◆ WRITTEN INSTRUCTION ◆
Locate each line below that includes "components" and reproduce it.

### SOURCE MATERIAL ###

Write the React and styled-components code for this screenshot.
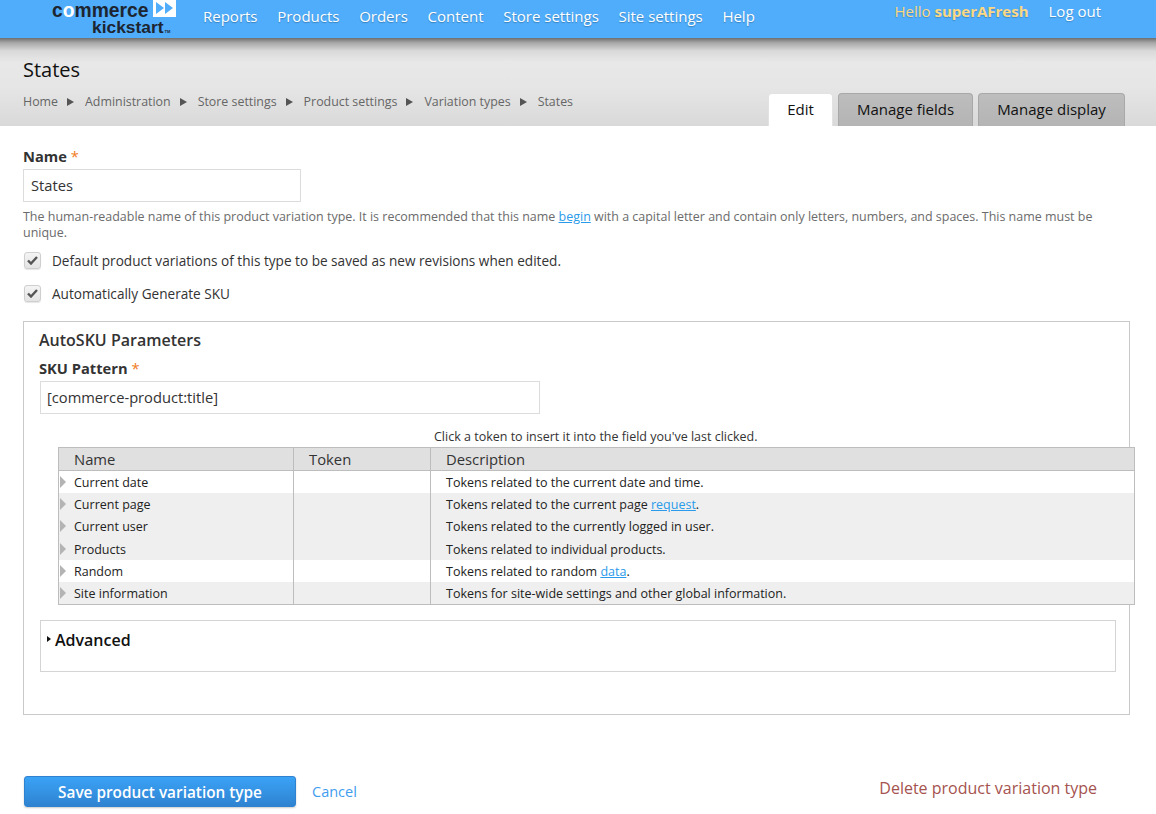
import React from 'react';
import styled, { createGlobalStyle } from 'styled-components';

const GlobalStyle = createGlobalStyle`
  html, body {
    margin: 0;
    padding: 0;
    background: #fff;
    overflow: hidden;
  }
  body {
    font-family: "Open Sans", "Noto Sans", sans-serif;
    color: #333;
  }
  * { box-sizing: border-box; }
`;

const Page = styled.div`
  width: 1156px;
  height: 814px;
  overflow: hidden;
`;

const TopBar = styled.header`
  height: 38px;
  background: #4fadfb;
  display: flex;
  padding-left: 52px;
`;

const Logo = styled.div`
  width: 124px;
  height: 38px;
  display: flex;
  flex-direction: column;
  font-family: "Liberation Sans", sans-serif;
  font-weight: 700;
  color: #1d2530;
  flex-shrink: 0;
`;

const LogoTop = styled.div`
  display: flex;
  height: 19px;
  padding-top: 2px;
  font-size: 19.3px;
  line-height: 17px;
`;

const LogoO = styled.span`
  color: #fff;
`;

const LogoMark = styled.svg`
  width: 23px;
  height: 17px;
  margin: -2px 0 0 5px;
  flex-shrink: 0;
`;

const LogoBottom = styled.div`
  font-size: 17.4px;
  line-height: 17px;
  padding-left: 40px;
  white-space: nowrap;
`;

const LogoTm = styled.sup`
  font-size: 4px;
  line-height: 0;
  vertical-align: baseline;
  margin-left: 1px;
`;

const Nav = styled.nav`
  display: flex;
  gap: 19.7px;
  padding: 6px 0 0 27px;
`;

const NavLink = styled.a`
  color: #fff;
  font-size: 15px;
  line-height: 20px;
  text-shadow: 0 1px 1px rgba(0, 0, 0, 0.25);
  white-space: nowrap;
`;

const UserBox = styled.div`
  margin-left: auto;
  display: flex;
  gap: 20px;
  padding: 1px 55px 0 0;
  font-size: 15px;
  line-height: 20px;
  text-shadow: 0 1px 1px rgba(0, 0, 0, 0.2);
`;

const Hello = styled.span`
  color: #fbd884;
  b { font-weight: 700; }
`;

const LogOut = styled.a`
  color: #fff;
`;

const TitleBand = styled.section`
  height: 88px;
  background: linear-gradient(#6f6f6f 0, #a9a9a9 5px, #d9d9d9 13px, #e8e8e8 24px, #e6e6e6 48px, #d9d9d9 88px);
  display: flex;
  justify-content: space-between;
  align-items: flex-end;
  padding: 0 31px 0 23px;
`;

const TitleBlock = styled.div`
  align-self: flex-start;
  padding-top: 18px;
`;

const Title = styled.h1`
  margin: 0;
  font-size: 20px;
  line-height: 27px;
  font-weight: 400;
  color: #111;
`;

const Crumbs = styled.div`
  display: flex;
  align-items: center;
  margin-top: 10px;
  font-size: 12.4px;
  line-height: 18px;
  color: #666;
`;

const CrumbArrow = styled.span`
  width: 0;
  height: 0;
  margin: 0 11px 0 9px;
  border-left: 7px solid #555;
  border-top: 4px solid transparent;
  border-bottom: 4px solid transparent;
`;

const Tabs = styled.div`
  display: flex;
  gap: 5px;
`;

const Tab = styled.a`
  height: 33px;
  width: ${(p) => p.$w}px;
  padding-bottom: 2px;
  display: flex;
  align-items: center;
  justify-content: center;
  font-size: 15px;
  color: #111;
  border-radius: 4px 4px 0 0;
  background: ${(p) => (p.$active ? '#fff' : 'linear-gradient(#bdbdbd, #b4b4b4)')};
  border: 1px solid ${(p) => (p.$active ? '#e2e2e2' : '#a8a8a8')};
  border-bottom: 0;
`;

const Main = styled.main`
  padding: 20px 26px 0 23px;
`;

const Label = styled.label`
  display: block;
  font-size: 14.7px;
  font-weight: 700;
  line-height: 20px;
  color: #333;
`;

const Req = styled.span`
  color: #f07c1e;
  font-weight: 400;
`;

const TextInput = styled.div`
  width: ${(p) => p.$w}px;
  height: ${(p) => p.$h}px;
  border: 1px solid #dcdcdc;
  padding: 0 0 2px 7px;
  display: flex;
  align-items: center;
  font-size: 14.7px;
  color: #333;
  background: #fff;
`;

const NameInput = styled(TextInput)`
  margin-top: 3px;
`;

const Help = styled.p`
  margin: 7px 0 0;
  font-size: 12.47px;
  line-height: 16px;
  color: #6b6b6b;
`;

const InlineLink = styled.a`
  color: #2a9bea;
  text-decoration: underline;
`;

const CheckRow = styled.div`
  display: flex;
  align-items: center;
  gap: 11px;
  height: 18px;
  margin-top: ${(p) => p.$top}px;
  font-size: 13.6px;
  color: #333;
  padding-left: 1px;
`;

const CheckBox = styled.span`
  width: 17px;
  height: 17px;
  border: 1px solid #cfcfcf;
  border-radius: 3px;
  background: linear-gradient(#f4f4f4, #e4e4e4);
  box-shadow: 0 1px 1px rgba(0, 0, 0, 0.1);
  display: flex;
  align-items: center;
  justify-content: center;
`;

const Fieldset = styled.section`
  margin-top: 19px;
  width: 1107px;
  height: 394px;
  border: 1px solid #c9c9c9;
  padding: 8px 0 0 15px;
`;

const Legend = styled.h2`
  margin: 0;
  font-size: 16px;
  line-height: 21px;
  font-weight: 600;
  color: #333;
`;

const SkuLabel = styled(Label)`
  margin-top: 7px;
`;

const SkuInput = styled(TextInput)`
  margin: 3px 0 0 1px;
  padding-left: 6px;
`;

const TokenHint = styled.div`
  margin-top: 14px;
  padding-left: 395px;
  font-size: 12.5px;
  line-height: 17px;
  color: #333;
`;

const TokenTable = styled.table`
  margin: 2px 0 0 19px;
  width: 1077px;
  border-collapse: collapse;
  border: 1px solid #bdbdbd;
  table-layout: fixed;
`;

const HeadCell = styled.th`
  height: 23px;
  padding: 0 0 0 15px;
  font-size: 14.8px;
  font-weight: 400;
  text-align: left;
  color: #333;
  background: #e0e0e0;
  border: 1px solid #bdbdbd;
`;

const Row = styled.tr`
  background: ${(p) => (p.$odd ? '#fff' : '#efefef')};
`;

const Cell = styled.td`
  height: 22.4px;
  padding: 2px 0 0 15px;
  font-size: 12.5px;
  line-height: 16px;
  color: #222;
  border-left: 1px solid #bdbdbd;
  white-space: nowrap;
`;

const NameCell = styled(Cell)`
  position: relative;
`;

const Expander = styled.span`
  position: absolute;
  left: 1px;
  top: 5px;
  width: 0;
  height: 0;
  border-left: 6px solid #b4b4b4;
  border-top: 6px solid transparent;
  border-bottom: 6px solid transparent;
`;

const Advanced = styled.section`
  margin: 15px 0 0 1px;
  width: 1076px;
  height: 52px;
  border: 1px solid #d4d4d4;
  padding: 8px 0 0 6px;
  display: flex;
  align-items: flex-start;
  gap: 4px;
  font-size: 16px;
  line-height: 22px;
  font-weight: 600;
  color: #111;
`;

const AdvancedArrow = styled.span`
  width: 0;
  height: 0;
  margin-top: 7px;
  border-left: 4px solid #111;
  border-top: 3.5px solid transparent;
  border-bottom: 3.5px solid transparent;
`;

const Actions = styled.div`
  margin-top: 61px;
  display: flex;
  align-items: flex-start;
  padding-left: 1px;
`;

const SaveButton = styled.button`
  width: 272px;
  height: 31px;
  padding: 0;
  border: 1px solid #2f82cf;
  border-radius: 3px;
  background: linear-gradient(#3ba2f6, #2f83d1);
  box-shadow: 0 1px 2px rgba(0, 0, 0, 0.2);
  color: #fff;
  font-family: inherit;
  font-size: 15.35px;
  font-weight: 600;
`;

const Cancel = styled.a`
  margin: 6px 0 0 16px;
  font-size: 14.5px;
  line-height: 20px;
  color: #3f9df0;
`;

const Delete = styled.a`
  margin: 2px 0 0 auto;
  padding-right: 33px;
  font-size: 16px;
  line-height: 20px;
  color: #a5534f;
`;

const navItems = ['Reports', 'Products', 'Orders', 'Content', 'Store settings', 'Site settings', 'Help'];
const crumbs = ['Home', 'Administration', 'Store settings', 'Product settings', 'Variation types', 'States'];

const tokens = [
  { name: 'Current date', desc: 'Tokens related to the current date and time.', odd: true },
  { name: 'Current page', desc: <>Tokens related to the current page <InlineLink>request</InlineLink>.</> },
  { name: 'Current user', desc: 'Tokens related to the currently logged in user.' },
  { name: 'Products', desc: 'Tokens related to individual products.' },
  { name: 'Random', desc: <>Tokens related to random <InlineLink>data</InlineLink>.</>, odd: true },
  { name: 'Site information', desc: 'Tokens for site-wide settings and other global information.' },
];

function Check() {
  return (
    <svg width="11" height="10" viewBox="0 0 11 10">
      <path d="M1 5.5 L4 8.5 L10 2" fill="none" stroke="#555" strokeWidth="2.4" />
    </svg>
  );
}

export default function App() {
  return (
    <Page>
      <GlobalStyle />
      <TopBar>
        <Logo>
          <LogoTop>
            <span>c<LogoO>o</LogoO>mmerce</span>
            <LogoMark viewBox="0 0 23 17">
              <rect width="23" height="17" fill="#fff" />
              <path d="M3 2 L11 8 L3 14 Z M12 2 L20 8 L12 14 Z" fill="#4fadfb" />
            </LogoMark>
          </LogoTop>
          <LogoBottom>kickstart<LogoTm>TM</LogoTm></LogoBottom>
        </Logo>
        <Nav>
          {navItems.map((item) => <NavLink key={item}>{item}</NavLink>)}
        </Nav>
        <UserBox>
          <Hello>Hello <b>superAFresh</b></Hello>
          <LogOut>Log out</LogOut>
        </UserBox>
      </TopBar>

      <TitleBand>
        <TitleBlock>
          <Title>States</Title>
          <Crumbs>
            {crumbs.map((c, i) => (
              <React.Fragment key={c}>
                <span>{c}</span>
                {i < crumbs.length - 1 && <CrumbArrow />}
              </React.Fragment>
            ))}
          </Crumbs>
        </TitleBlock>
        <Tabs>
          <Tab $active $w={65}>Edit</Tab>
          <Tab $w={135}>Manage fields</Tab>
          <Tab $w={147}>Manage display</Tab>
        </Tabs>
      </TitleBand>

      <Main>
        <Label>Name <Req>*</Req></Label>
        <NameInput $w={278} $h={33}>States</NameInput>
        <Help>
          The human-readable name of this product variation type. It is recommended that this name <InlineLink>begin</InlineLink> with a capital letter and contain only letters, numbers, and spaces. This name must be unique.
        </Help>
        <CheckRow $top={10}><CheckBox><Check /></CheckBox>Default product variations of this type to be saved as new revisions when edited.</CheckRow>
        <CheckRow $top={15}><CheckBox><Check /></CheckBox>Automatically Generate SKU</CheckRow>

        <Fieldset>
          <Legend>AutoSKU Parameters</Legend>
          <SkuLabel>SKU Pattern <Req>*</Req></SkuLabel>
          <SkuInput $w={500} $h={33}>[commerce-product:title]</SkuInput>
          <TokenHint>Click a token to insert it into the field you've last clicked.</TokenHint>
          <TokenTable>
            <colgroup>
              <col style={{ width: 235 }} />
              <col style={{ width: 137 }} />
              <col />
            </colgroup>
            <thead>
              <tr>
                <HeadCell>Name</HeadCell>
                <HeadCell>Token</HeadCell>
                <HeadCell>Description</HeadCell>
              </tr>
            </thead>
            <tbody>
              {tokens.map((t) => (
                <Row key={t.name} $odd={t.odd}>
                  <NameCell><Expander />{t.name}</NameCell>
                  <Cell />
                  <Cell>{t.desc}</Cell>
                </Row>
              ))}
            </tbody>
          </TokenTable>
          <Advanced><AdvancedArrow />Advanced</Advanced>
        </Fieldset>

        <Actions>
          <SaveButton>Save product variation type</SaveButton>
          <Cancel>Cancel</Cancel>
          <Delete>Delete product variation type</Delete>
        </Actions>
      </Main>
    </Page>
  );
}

###

◆ OUTPUT ◆
Write the React and styled-components code for this screenshot.
import styled, { createGlobalStyle } from 'styled-components';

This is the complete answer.